News & Views item - September  2012

 

 

It is Increasingly Difficult to Get the Ear of Government. -- AAS President Suzanne Cory. (September 20, 2012)

TWAS, the academy of sciences for the developing world, is an autonomous international organization, founded in 1983 in Trieste, Italy, by a distinguished group of scientists from the South under the leadership of the late Nobel laureate Abdus Salam of Pakistan. It was officially launched by the secretary-general of the United Nations in 1985.

 

TWAS's 12th General Conference opened in Tianjin, China on September 18, 2012. At 6:30 pm that evening the president of the Australian Academy of Science, Suzanne Cory, spoke for 10 minutes on: The role of the Australian Academy of Science in promoting innovation through science policy.

 

Part of her comments as reported by The Australian's Jill Rowbotham:

 

In the early years of the academy's history, there was a high level of cooperation between scientists, engineers and government in Australia.

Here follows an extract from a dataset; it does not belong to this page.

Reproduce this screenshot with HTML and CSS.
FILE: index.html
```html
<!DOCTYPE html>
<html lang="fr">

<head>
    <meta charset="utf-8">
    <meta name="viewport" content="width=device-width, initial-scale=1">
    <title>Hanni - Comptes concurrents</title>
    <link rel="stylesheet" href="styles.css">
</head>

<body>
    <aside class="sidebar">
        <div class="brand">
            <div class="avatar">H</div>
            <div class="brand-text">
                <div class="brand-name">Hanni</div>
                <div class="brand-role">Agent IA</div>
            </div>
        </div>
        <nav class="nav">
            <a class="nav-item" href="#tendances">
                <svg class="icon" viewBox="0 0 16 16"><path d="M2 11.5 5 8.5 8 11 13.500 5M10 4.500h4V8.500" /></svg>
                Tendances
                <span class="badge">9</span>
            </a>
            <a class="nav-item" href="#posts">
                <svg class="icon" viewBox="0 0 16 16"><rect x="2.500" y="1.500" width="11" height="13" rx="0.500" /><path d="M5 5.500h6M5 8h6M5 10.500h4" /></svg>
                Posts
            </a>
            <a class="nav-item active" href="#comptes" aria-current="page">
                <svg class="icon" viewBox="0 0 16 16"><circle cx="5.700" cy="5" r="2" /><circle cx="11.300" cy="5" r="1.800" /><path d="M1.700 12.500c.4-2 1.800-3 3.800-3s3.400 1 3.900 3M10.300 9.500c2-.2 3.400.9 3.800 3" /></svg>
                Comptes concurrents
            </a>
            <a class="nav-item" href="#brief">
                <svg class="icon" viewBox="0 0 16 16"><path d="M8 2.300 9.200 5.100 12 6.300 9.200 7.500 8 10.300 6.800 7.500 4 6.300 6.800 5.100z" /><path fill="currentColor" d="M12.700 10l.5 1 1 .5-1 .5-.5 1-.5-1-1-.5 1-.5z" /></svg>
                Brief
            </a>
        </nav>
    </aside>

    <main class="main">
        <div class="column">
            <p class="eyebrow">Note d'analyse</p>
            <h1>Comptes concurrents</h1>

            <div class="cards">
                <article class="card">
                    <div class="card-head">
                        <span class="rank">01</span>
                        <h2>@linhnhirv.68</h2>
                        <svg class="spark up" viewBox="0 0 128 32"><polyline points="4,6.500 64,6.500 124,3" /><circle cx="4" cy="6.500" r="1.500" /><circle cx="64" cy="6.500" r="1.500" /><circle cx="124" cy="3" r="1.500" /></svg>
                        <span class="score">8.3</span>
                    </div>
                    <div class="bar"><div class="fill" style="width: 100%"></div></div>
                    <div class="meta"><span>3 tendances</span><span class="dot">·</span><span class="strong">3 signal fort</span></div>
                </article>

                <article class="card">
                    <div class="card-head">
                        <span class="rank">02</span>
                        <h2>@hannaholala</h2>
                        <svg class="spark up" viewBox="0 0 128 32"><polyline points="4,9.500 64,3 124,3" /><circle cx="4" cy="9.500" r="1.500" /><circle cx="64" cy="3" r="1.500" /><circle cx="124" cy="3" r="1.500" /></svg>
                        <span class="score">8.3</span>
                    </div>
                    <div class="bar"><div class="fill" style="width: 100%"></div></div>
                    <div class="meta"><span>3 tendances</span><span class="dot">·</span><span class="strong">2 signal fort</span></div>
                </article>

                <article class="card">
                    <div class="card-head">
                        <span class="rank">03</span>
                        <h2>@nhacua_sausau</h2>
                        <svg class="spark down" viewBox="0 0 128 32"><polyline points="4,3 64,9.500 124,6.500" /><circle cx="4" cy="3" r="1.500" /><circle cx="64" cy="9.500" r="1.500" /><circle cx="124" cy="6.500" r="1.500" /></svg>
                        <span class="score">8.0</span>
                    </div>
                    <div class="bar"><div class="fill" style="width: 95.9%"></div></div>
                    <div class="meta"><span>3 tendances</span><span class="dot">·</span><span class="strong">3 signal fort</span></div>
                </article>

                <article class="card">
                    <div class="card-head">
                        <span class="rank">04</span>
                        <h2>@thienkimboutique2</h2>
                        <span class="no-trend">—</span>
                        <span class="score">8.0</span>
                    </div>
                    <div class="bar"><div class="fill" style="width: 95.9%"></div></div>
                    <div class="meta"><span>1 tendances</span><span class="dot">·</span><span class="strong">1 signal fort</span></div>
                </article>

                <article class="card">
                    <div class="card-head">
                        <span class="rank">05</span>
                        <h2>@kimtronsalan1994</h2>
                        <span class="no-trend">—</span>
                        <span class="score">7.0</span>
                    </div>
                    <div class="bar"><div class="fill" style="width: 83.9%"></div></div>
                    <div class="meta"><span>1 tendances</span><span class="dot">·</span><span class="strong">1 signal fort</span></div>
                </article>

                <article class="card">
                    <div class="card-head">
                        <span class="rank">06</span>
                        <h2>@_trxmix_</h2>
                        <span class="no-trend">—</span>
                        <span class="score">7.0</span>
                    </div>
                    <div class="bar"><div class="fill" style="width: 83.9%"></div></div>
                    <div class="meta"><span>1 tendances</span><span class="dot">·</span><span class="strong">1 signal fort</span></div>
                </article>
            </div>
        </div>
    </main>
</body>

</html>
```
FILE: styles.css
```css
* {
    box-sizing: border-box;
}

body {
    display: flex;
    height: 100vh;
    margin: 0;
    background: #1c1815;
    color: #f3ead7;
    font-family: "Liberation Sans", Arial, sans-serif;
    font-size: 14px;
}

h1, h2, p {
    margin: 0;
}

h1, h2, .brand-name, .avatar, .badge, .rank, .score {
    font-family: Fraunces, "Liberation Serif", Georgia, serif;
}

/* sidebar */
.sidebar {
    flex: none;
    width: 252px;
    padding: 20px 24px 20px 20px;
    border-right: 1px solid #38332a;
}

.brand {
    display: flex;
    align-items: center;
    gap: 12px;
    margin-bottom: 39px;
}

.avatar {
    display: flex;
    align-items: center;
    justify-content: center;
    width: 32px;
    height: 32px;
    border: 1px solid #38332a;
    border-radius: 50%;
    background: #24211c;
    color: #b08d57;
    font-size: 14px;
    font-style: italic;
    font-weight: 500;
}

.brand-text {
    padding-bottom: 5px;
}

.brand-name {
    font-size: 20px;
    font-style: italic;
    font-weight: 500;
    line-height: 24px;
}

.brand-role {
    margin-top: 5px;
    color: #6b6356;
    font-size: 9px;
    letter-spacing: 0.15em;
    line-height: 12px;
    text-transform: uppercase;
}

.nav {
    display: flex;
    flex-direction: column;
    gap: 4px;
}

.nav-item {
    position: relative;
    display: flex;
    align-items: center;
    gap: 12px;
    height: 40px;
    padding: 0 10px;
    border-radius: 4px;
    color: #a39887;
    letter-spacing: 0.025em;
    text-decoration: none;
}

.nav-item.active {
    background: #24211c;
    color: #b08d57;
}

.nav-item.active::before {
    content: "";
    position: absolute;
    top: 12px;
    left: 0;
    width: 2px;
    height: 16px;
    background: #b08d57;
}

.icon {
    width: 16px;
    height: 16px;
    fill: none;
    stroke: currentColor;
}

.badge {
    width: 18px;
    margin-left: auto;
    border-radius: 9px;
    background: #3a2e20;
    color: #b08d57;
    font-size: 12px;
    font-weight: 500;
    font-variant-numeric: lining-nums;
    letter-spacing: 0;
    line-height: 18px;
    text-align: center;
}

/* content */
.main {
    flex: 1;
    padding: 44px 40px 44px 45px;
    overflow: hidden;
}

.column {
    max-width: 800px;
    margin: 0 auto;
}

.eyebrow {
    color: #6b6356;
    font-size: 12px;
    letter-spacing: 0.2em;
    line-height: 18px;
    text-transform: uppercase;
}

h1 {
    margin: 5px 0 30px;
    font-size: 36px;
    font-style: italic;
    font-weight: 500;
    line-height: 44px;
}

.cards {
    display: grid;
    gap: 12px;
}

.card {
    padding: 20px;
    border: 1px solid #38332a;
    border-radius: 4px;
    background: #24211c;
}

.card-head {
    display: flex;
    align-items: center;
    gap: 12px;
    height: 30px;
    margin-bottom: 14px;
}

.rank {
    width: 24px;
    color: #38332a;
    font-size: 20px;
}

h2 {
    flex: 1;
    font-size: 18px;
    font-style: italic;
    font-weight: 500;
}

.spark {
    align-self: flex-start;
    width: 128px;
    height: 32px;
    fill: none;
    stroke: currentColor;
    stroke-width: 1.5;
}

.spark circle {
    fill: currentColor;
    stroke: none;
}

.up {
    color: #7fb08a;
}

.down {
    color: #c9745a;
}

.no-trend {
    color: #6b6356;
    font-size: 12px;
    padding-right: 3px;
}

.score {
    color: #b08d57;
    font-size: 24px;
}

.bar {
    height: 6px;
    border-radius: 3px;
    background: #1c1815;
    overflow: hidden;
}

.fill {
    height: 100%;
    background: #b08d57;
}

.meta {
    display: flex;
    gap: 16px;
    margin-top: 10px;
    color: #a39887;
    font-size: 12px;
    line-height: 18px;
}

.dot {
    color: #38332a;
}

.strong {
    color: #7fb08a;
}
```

Since that time, however, the increasing pace of social change has made it increasingly difficult to get the ear of government. The popular media, professional lobbyists and noisy interest groups now make many claims upon governments, irrespective of their logical or empirical veracity.

 

Over the last 15 or so years, the Australian government has gradually responded to the noise and increasingly accommodated such claimants. This has had the unfortunate effect of diminishing government regard for science as its primary source of reliable knowledge or even as a primary means to address major national challenges. [The challenge is to] foster better dialogue and mutual understanding between scientists, public servants and politicians... To us, scientific method should not need to be so constantly and basically defended. The reality is that it does. To the majority of people, science is a mystery -- and the advancement of technology, driven by science, exacerbates this sentiment.

 

Professor Cory told the conference that the Academy has stepped up efforts to explain science to a wider community that was too often "ignorant or even antagonistic to science and innovation''.